#### TASK DIRECTIONS
Reproduce all the lines exactly as they stand, apart from the pictures.
__________________________________________________
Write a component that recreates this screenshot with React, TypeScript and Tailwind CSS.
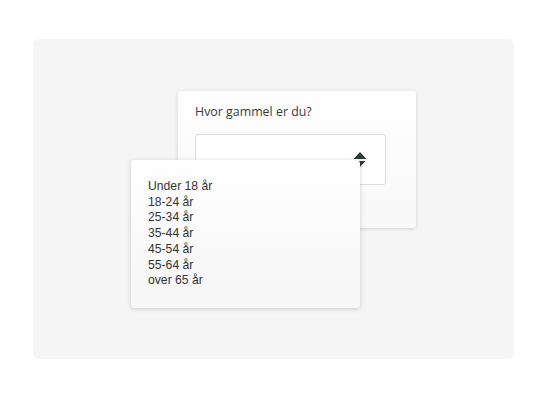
import React from 'react'

const OPTIONS = ['Under 18 år', '18-24 år', '25-34 år', '35-44 år', '45-54 år', '55-64 år', 'over 65 år']

export default function App() {
    return (
        <div className="w-[547px] h-[400px] bg-white pt-[39px] pl-[33px]" style={{ fontFamily: '"Open Sans", "Noto Sans", sans-serif' }}>
            <div className="w-[481px] h-[320px] rounded-md bg-[#f5f5f5] pt-[52px] pl-[145px]">
                {/* Question card */}
                <div className="relative w-[238px] h-[137px] rounded bg-gradient-to-b from-white to-[#f8f8f8] shadow-[0_1px_4px_rgba(0,0,0,0.14)] px-[17px] pt-[11px]">
                    <p className="text-[12.4px] leading-[20px] text-[#3a3a3a]">Hvor gammel er du?</p>
                    <div className="mt-[12px] w-[191px] h-[51px] rounded-[3px] border border-[#dcdcdc] bg-white flex items-center justify-end pr-[18px]">
                        <svg width="14" height="18" viewBox="0 0 14 18">
                            <path d="M7 1 L13.5 8 L0.5 8 Z" fill="#2f3b3b" />
                            <path d="M1.5 10 L12.5 10 L7 16 Z" fill="#2f3b3b" />
                        </svg>
                    </div>

                    {/* Dropdown list */}
                    <div className="absolute left-[-47px] top-[69px] w-[229px] h-[148px] rounded bg-gradient-to-b from-white to-[#f6f6f6] shadow-[0_1px_5px_rgba(0,0,0,0.18)] pl-[17px] pt-[19px]">
                        <ul className="text-[12.2px] leading-[15.7px] text-[#333]" style={{ fontFamily: '"Liberation Sans", Arial, sans-serif' }}>
                            {OPTIONS.map((o) => (
                                <li key={o}>{o}</li>
                            ))}
                        </ul>
                    </div>
                </div>
            </div>
        </div>
    )
}
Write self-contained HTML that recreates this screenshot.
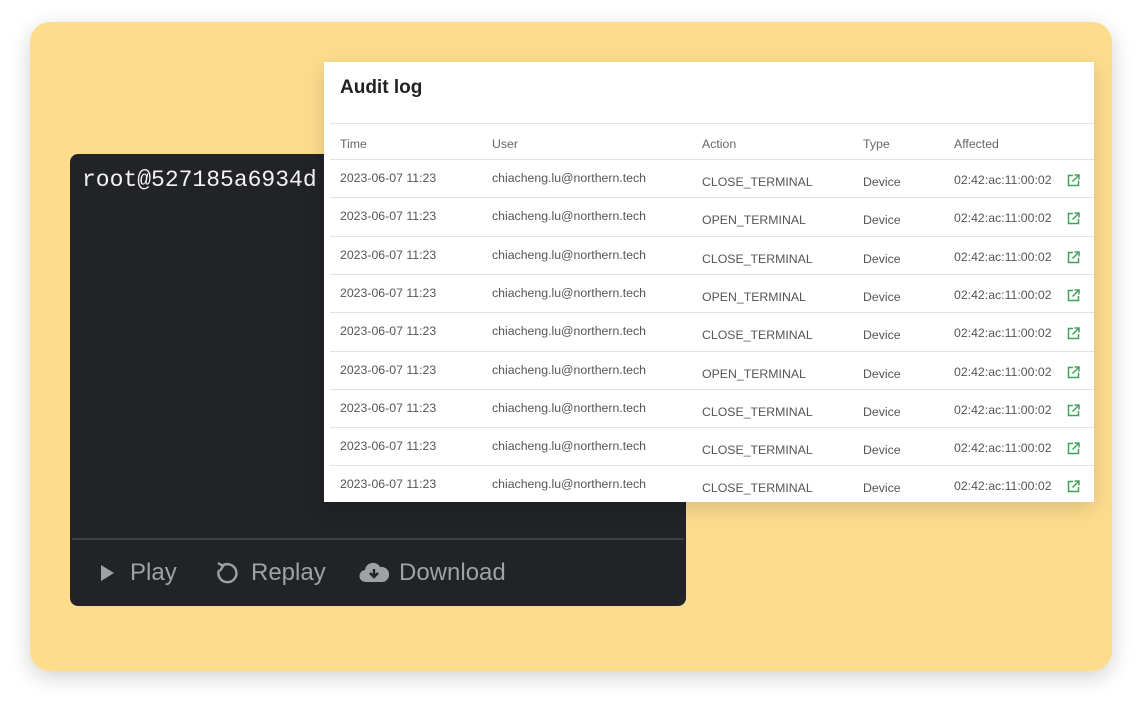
__________________________________________________
#### WRITTEN SOLUTION
Write a component that recreates this screenshot with React, TypeScript and Tailwind CSS.
import React from 'react'

const OPTIONS = ['Under 18 år', '18-24 år', '25-34 år', '35-44 år', '45-54 år', '55-64 år', 'over 65 år']

export default function App() {
    return (
        <div className="w-[547px] h-[400px] bg-white pt-[39px] pl-[33px]" style={{ fontFamily: '"Open Sans", "Noto Sans", sans-serif' }}>
            <div className="w-[481px] h-[320px] rounded-md bg-[#f5f5f5] pt-[52px] pl-[145px]">
                {/* Question card */}
                <div className="relative w-[238px] h-[137px] rounded bg-gradient-to-b from-white to-[#f8f8f8] shadow-[0_1px_4px_rgba(0,0,0,0.14)] px-[17px] pt-[11px]">
                    <p className="text-[12.4px] leading-[20px] text-[#3a3a3a]">Hvor gammel er du?</p>
                    <div className="mt-[12px] w-[191px] h-[51px] rounded-[3px] border border-[#dcdcdc] bg-white flex items-center justify-end pr-[18px]">
                        <svg width="14" height="18" viewBox="0 0 14 18">
                            <path d="M7 1 L13.5 8 L0.5 8 Z" fill="#2f3b3b" />
                            <path d="M1.5 10 L12.5 10 L7 16 Z" fill="#2f3b3b" />
                        </svg>
                    </div>

                    {/* Dropdown list */}
                    <div className="absolute left-[-47px] top-[69px] w-[229px] h-[148px] rounded bg-gradient-to-b from-white to-[#f6f6f6] shadow-[0_1px_5px_rgba(0,0,0,0.18)] pl-[17px] pt-[19px]">
                        <ul className="text-[12.2px] leading-[15.7px] text-[#333]" style={{ fontFamily: '"Liberation Sans", Arial, sans-serif' }}>
                            {OPTIONS.map((o) => (
                                <li key={o}>{o}</li>
                            ))}
                        </ul>
                    </div>
                </div>
            </div>
        </div>
    )
}
Write self-contained HTML that recreates this screenshot.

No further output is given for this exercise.